- Set task
Please quote every line word for word.

:::::

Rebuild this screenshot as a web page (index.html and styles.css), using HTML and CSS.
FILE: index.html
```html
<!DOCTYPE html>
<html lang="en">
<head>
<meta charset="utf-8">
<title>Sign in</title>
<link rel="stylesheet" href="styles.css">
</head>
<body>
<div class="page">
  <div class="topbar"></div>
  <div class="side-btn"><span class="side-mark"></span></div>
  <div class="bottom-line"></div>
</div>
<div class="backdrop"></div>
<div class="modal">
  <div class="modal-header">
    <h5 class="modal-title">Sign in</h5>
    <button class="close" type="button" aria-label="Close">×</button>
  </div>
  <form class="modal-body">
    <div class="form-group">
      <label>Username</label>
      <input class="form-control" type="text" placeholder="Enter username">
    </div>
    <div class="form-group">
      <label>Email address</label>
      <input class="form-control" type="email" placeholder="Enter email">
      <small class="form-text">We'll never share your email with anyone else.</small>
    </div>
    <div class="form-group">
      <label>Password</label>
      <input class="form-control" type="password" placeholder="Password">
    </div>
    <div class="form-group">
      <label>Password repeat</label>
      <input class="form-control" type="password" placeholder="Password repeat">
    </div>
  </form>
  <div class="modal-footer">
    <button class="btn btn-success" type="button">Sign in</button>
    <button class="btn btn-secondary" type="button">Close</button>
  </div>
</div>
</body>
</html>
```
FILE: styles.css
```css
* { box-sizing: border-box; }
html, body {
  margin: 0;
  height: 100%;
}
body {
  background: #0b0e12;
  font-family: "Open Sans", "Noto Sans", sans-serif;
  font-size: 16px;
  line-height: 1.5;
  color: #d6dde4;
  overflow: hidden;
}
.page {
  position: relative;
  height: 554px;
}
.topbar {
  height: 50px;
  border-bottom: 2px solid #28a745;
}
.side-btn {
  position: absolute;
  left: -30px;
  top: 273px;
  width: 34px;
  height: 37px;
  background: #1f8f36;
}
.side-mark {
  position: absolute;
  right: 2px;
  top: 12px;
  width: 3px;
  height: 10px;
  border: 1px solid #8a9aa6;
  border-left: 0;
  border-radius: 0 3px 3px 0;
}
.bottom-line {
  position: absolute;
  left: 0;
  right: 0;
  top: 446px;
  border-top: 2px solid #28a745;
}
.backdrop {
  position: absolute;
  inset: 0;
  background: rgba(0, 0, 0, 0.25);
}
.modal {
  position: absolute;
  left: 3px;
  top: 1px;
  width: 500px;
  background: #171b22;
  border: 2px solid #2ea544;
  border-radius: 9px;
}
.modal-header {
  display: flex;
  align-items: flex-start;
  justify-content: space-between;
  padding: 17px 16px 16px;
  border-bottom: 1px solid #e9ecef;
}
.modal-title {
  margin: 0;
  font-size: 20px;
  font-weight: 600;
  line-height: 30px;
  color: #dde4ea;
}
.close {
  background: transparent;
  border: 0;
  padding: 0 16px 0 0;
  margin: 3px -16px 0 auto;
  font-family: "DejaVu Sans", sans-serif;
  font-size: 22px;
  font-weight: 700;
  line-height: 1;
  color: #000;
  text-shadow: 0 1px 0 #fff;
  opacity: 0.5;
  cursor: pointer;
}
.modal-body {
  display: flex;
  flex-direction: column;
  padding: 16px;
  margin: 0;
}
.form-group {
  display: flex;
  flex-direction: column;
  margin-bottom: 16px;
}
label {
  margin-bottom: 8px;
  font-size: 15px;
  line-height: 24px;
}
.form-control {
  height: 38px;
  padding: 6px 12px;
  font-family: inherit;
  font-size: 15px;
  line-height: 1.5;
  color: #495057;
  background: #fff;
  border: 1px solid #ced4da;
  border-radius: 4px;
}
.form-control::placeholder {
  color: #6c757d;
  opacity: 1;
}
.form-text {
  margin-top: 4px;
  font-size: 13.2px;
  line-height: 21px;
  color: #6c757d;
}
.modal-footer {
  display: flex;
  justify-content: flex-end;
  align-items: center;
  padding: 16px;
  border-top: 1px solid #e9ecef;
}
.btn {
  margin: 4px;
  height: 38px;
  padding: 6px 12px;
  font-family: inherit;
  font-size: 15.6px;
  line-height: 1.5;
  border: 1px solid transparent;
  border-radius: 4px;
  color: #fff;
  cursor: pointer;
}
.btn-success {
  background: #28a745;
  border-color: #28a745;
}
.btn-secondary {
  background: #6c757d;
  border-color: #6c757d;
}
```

:::::

- Expected output
Rebuild this screenshot as a web page (index.html and styles.css), using HTML and CSS.
FILE: index.html
```html
<!DOCTYPE html>
<html lang="en">
<head>
<meta charset="utf-8">
<title>Sign in</title>
<link rel="stylesheet" href="styles.css">
</head>
<body>
<div class="page">
  <div class="topbar"></div>
  <div class="side-btn"><span class="side-mark"></span></div>
  <div class="bottom-line"></div>
</div>
<div class="backdrop"></div>
<div class="modal">
  <div class="modal-header">
    <h5 class="modal-title">Sign in</h5>
    <button class="close" type="button" aria-label="Close">×</button>
  </div>
  <form class="modal-body">
    <div class="form-group">
      <label>Username</label>
      <input class="form-control" type="text" placeholder="Enter username">
    </div>
    <div class="form-group">
      <label>Email address</label>
      <input class="form-control" type="email" placeholder="Enter email">
      <small class="form-text">We'll never share your email with anyone else.</small>
    </div>
    <div class="form-group">
      <label>Password</label>
      <input class="form-control" type="password" placeholder="Password">
    </div>
    <div class="form-group">
      <label>Password repeat</label>
      <input class="form-control" type="password" placeholder="Password repeat">
    </div>
  </form>
  <div class="modal-footer">
    <button class="btn btn-success" type="button">Sign in</button>
    <button class="btn btn-secondary" type="button">Close</button>
  </div>
</div>
</body>
</html>
```
FILE: styles.css
```css
* { box-sizing: border-box; }
html, body {
  margin: 0;
  height: 100%;
}
body {
  background: #0b0e12;
  font-family: "Open Sans", "Noto Sans", sans-serif;
  font-size: 16px;
  line-height: 1.5;
  color: #d6dde4;
  overflow: hidden;
}
.page {
  position: relative;
  height: 554px;
}
.topbar {
  height: 50px;
  border-bottom: 2px solid #28a745;
}
.side-btn {
  position: absolute;
  left: -30px;
  top: 273px;
  width: 34px;
  height: 37px;
  background: #1f8f36;
}
.side-mark {
  position: absolute;
  right: 2px;
  top: 12px;
  width: 3px;
  height: 10px;
  border: 1px solid #8a9aa6;
  border-left: 0;
  border-radius: 0 3px 3px 0;
}
.bottom-line {
  position: absolute;
  left: 0;
  right: 0;
  top: 446px;
  border-top: 2px solid #28a745;
}
.backdrop {
  position: absolute;
  inset: 0;
  background: rgba(0, 0, 0, 0.25);
}
.modal {
  position: absolute;
  left: 3px;
  top: 1px;
  width: 500px;
  background: #171b22;
  border: 2px solid #2ea544;
  border-radius: 9px;
}
.modal-header {
  display: flex;
  align-items: flex-start;
  justify-content: space-between;
  padding: 17px 16px 16px;
  border-bottom: 1px solid #e9ecef;
}
.modal-title {
  margin: 0;
  font-size: 20px;
  font-weight: 600;
  line-height: 30px;
  color: #dde4ea;
}
.close {
  background: transparent;
  border: 0;
  padding: 0 16px 0 0;
  margin: 3px -16px 0 auto;
  font-family: "DejaVu Sans", sans-serif;
  font-size: 22px;
  font-weight: 700;
  line-height: 1;
  color: #000;
  text-shadow: 0 1px 0 #fff;
  opacity: 0.5;
  cursor: pointer;
}
.modal-body {
  display: flex;
  flex-direction: column;
  padding: 16px;
  margin: 0;
}
.form-group {
  display: flex;
  flex-direction: column;
  margin-bottom: 16px;
}
label {
  margin-bottom: 8px;
  font-size: 15px;
  line-height: 24px;
}
.form-control {
  height: 38px;
  padding: 6px 12px;
  font-family: inherit;
  font-size: 15px;
  line-height: 1.5;
  color: #495057;
  background: #fff;
  border: 1px solid #ced4da;
  border-radius: 4px;
}
.form-control::placeholder {
  color: #6c757d;
  opacity: 1;
}
.form-text {
  margin-top: 4px;
  font-size: 13.2px;
  line-height: 21px;
  color: #6c757d;
}
.modal-footer {
  display: flex;
  justify-content: flex-end;
  align-items: center;
  padding: 16px;
  border-top: 1px solid #e9ecef;
}
.btn {
  margin: 4px;
  height: 38px;
  padding: 6px 12px;
  font-family: inherit;
  font-size: 15.6px;
  line-height: 1.5;
  border: 1px solid transparent;
  border-radius: 4px;
  color: #fff;
  cursor: pointer;
}
.btn-success {
  background: #28a745;
  border-color: #28a745;
}
.btn-secondary {
  background: #6c757d;
  border-color: #6c757d;
}
```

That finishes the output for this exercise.